+++ Data +++

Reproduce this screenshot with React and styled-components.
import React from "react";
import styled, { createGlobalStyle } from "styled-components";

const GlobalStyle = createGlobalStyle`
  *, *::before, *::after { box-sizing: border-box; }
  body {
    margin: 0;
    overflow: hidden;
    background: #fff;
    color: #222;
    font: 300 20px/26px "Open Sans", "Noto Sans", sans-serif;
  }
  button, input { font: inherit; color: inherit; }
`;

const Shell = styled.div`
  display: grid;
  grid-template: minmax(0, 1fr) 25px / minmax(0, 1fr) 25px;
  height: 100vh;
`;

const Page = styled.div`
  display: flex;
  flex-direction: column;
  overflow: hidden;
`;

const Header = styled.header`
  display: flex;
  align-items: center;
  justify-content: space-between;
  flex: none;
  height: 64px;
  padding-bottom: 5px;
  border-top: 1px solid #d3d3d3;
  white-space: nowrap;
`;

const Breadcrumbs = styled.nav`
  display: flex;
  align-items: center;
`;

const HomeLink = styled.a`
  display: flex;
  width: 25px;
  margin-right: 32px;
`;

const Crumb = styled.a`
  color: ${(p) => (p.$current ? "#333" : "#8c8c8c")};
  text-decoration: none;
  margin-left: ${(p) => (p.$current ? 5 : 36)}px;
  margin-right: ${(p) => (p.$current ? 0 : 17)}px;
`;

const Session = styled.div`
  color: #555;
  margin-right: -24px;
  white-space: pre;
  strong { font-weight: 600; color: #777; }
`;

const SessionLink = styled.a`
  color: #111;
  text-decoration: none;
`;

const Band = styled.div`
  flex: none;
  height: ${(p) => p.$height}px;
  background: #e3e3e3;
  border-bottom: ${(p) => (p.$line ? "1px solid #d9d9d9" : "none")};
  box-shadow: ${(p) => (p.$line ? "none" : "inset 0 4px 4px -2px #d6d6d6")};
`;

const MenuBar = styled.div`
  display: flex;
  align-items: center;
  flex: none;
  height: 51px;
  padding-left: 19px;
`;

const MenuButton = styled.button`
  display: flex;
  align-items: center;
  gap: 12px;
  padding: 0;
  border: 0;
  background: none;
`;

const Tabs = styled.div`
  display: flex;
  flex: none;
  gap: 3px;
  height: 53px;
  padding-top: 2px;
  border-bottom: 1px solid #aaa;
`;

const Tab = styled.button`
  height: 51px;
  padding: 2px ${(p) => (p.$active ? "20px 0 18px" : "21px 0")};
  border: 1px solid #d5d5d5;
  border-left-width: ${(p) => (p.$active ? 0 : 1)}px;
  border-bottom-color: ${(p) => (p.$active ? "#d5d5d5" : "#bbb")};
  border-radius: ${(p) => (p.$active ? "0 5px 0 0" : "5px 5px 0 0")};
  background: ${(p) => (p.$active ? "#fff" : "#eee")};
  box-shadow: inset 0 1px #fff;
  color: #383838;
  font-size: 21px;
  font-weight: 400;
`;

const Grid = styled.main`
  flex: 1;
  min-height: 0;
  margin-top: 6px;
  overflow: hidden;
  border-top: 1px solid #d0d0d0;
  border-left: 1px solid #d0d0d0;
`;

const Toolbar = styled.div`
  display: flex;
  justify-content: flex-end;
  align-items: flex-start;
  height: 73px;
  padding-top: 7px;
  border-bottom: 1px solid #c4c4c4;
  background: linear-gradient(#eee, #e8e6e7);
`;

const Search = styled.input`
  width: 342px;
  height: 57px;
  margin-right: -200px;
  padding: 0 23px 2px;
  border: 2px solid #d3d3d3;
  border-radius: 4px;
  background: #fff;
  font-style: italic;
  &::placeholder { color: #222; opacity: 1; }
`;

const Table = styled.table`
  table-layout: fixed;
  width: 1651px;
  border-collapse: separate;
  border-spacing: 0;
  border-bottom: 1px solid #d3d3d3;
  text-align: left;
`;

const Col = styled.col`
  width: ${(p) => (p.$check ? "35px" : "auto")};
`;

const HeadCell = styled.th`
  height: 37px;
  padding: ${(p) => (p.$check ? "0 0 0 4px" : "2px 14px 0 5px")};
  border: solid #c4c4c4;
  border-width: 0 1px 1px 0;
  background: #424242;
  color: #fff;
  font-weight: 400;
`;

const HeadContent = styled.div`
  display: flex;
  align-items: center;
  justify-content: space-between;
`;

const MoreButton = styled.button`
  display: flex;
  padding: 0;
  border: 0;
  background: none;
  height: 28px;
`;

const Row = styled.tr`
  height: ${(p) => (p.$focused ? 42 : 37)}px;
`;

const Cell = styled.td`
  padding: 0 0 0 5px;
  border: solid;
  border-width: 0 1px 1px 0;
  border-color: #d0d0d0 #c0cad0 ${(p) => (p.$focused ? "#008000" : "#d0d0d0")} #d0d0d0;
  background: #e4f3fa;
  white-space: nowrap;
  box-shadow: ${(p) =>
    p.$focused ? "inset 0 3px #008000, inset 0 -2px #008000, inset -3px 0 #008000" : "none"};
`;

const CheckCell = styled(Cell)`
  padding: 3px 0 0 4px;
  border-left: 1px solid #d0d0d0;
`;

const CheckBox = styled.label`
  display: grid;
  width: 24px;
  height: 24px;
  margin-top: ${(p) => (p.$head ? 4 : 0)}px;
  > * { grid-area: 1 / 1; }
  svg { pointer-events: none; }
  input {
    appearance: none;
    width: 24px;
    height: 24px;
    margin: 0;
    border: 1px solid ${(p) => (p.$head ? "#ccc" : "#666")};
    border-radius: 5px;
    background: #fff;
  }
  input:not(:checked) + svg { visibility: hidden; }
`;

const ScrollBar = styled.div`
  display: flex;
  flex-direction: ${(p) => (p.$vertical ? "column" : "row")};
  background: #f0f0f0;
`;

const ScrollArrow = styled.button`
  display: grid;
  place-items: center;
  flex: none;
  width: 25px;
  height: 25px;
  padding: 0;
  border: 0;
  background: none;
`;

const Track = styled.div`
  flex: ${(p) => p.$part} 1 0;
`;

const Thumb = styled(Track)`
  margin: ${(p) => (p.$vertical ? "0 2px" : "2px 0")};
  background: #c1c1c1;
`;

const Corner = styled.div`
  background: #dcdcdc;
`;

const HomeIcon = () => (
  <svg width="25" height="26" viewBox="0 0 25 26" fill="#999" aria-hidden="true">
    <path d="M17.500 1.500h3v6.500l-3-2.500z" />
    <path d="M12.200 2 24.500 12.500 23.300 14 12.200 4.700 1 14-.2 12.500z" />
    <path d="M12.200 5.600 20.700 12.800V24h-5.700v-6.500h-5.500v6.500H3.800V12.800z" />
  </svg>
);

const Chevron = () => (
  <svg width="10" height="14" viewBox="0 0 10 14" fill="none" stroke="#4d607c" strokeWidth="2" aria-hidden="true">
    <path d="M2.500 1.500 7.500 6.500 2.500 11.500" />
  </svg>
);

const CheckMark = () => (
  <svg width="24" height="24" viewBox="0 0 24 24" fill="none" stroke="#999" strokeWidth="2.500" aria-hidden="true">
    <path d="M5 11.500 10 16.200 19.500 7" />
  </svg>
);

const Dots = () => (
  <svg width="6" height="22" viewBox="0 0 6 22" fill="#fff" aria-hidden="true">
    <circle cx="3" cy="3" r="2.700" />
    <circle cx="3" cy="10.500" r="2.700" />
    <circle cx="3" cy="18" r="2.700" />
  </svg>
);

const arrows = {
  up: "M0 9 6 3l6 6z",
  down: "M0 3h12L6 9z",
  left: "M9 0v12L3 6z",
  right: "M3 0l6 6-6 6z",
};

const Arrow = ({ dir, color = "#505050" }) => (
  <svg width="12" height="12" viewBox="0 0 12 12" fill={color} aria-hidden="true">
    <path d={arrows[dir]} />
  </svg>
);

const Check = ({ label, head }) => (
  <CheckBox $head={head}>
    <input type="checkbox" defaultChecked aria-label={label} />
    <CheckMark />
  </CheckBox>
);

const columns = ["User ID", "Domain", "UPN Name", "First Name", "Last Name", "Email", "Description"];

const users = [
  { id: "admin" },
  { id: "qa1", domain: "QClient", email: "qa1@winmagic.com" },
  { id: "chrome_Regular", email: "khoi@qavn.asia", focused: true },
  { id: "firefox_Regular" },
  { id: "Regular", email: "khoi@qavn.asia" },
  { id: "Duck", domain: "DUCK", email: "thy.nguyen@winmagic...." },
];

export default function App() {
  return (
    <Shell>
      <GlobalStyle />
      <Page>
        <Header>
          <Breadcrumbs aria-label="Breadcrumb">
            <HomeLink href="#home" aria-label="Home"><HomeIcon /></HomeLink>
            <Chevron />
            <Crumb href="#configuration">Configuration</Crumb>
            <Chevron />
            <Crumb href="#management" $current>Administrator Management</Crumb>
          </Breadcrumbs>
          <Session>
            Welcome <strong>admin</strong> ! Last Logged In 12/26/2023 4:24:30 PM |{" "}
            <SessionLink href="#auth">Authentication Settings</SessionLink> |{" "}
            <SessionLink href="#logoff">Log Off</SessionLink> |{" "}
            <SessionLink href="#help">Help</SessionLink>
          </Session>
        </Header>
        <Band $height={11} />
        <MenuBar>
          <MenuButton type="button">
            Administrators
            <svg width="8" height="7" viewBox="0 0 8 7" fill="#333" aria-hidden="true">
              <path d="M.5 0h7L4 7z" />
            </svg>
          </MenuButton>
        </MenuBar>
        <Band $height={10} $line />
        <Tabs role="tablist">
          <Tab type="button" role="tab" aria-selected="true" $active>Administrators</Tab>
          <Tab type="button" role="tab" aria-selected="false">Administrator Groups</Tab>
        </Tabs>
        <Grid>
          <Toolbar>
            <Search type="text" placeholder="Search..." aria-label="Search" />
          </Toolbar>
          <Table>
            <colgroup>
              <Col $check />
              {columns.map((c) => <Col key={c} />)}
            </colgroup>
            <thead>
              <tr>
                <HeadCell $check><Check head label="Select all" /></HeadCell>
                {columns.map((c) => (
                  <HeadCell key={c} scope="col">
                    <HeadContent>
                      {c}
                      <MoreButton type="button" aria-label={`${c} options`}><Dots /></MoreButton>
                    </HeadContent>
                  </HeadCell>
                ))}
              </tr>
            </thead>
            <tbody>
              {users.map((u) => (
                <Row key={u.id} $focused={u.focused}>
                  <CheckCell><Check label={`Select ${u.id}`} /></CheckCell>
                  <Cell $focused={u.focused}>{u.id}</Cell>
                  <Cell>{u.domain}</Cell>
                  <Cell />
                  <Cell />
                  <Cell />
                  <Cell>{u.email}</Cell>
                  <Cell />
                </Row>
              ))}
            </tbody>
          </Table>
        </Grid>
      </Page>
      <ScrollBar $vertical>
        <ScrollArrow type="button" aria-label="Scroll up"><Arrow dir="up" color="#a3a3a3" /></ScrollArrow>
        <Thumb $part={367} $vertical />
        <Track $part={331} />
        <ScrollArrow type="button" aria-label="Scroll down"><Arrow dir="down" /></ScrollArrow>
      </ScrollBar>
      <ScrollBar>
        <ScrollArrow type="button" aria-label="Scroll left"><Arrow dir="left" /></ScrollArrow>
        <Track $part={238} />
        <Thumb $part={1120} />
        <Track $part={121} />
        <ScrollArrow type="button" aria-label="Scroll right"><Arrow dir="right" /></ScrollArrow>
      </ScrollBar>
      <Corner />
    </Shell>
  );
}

+++

(Task description) Copy out every line holding the string "components".

(Response)
Reproduce this screenshot with React and styled-components.
import styled, { createGlobalStyle } from "styled-components";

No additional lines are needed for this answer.